### Task requirements
Extract every line where the string "styles" appears.

### Data block
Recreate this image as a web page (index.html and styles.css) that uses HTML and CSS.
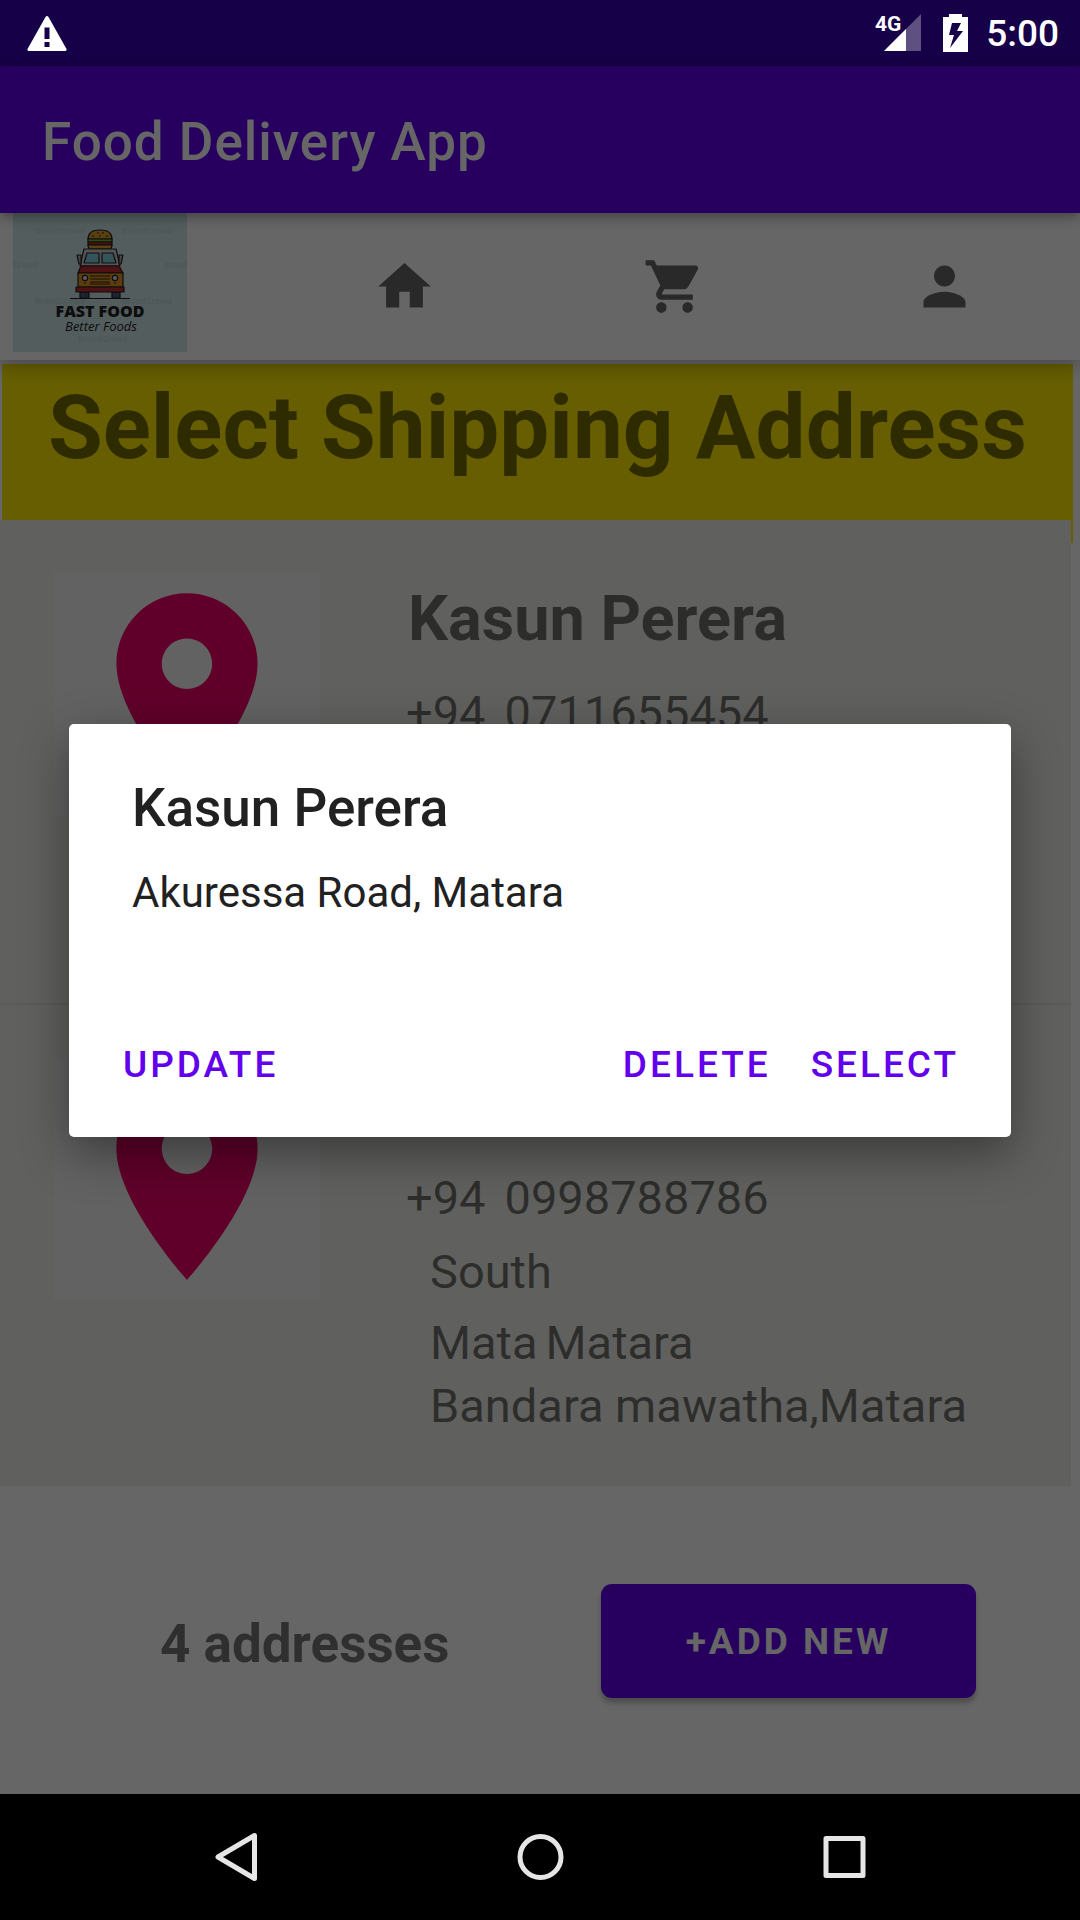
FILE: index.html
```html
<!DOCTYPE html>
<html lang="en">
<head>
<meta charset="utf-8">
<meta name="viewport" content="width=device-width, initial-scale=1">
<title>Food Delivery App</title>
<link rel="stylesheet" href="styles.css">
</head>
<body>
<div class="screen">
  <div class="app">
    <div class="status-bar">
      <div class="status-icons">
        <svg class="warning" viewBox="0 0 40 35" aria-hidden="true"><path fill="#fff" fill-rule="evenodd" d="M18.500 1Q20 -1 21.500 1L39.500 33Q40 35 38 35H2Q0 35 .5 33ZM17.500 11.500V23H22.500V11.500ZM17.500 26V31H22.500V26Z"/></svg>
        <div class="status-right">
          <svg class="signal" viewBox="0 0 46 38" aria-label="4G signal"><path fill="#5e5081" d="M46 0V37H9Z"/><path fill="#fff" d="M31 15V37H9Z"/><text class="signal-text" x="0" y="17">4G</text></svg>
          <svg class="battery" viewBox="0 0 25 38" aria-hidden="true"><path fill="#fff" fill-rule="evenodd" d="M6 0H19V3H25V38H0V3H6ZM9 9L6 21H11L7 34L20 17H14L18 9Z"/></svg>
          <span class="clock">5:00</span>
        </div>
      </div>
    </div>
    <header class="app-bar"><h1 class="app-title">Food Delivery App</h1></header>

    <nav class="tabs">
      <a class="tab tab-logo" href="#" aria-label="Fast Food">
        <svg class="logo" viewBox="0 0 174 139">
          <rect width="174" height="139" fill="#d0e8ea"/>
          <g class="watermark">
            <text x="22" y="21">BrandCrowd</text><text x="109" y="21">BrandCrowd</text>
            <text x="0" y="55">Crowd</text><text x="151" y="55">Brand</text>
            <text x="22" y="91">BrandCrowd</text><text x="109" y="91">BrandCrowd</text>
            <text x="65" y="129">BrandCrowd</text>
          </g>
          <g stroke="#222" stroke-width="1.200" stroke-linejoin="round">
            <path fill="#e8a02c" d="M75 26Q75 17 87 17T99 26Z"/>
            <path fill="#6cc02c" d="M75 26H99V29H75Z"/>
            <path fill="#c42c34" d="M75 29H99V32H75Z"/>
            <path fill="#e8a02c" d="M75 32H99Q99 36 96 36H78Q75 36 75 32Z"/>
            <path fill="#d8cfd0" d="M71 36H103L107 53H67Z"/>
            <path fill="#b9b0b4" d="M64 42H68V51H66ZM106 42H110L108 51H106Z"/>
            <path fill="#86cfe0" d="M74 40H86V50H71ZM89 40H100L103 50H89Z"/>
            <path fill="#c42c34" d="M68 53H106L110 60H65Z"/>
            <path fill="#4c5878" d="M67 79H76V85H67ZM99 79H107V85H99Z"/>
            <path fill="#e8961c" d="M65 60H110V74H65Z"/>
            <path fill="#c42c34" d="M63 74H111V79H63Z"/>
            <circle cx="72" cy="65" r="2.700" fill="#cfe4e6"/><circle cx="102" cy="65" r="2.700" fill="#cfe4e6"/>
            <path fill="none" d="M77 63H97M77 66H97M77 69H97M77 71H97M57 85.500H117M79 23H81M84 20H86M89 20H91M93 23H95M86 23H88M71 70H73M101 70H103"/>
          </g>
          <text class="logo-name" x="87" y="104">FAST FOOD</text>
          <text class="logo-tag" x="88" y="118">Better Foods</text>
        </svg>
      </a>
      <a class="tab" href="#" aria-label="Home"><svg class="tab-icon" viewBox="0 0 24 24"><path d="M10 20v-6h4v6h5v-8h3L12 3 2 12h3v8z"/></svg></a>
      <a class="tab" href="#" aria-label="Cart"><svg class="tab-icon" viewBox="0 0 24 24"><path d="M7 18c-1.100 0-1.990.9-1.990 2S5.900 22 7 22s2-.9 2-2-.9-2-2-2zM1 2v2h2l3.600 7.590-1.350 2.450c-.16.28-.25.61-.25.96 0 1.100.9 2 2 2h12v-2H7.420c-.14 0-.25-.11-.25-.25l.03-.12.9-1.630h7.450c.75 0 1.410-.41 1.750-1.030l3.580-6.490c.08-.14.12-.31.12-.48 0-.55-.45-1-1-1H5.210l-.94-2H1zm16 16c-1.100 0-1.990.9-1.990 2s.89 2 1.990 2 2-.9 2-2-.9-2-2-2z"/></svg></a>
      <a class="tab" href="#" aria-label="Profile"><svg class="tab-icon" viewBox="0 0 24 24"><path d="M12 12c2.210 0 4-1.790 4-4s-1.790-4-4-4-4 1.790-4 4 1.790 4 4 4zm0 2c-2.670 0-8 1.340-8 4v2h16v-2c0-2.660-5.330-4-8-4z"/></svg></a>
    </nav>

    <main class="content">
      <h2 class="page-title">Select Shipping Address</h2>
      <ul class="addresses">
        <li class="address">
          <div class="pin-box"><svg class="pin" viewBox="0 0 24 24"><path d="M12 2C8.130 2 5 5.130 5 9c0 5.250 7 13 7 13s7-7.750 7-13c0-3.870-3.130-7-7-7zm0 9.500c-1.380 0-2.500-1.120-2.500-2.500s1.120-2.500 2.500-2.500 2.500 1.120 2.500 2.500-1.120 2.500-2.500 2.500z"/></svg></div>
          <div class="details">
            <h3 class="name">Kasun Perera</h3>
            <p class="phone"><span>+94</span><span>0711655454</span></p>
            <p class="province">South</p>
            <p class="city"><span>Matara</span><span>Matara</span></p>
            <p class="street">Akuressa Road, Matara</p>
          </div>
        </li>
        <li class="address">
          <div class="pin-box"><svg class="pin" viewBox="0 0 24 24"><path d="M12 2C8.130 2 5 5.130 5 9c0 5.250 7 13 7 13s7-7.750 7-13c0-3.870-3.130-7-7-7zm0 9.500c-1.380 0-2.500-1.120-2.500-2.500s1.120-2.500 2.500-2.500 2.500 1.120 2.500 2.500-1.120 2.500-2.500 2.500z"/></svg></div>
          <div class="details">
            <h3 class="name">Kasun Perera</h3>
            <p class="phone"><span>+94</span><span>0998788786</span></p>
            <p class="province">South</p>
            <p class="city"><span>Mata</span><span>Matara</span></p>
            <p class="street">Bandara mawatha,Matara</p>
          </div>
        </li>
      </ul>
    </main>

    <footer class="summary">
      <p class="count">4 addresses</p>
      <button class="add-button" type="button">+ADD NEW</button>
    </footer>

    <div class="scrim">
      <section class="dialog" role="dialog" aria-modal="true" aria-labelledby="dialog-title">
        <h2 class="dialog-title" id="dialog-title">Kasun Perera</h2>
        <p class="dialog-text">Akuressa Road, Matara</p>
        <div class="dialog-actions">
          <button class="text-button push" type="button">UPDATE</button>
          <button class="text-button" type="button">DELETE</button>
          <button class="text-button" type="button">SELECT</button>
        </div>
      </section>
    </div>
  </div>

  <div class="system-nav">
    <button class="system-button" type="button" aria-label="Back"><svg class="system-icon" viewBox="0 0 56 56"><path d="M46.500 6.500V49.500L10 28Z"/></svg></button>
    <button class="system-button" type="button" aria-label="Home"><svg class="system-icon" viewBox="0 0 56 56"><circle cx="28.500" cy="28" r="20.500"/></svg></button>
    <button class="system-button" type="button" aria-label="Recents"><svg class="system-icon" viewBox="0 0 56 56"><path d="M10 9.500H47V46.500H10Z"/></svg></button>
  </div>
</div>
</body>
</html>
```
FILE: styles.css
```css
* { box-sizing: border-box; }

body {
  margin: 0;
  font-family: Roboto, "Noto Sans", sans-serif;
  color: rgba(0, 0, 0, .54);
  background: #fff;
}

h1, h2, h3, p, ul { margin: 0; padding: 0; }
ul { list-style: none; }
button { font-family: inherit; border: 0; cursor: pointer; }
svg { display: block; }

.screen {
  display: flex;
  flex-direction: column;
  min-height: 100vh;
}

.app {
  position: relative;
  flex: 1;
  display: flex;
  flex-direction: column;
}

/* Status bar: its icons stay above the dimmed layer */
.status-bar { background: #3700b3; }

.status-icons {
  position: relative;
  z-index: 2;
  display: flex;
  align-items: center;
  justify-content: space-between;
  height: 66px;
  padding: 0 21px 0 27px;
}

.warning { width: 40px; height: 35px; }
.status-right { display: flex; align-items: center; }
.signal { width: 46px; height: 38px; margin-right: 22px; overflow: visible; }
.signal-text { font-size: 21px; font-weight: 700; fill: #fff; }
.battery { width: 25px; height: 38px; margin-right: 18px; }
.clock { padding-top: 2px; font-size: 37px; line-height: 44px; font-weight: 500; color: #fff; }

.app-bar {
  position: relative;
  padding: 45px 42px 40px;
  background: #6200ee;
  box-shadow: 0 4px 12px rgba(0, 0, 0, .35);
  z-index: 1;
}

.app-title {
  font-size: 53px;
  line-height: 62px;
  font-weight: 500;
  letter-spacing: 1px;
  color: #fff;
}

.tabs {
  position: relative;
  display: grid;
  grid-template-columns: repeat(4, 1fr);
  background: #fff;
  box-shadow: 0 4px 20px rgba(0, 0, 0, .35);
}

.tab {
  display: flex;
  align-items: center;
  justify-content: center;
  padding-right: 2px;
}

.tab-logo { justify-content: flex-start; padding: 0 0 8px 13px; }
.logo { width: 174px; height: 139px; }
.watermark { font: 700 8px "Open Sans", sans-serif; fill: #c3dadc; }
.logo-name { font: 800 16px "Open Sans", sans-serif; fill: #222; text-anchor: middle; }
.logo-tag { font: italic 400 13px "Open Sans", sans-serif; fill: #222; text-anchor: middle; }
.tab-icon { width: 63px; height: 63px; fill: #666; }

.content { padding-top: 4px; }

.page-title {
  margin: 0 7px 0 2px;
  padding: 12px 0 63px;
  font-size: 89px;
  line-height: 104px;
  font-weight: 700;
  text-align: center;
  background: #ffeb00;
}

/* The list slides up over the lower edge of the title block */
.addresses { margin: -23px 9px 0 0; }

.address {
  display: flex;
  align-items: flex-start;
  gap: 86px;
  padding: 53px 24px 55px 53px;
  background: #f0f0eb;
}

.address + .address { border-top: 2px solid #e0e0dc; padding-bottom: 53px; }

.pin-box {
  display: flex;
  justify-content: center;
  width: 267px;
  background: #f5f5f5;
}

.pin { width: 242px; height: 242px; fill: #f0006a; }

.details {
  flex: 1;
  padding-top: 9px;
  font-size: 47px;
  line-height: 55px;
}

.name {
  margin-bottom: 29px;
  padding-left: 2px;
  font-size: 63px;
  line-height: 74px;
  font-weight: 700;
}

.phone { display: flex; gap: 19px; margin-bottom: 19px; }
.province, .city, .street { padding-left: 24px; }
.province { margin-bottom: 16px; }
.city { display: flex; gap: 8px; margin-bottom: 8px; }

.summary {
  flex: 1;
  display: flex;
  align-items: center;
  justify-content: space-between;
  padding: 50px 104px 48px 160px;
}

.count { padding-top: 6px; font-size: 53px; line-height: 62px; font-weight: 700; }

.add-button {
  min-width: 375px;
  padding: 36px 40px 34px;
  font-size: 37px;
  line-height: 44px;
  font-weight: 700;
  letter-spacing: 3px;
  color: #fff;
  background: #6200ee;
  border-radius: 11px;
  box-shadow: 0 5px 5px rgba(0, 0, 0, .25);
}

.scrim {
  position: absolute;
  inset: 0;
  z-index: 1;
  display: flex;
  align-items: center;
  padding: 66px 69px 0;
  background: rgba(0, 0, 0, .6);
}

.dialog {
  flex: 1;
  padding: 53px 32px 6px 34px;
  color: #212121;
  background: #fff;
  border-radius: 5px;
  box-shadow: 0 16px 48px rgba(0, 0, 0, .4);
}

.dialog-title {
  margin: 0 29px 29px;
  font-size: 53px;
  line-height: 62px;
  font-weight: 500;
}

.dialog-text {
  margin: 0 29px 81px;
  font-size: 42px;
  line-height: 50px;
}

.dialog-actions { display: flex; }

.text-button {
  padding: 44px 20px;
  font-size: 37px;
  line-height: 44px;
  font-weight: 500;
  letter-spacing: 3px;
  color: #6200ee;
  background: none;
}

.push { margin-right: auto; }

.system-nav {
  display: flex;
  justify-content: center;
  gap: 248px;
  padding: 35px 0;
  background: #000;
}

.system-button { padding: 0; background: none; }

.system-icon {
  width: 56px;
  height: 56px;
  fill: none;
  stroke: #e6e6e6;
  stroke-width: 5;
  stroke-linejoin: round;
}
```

### Problem solution
Recreate this image as a web page (index.html and styles.css) that uses HTML and CSS.
<link rel="stylesheet" href="styles.css">
FILE: styles.css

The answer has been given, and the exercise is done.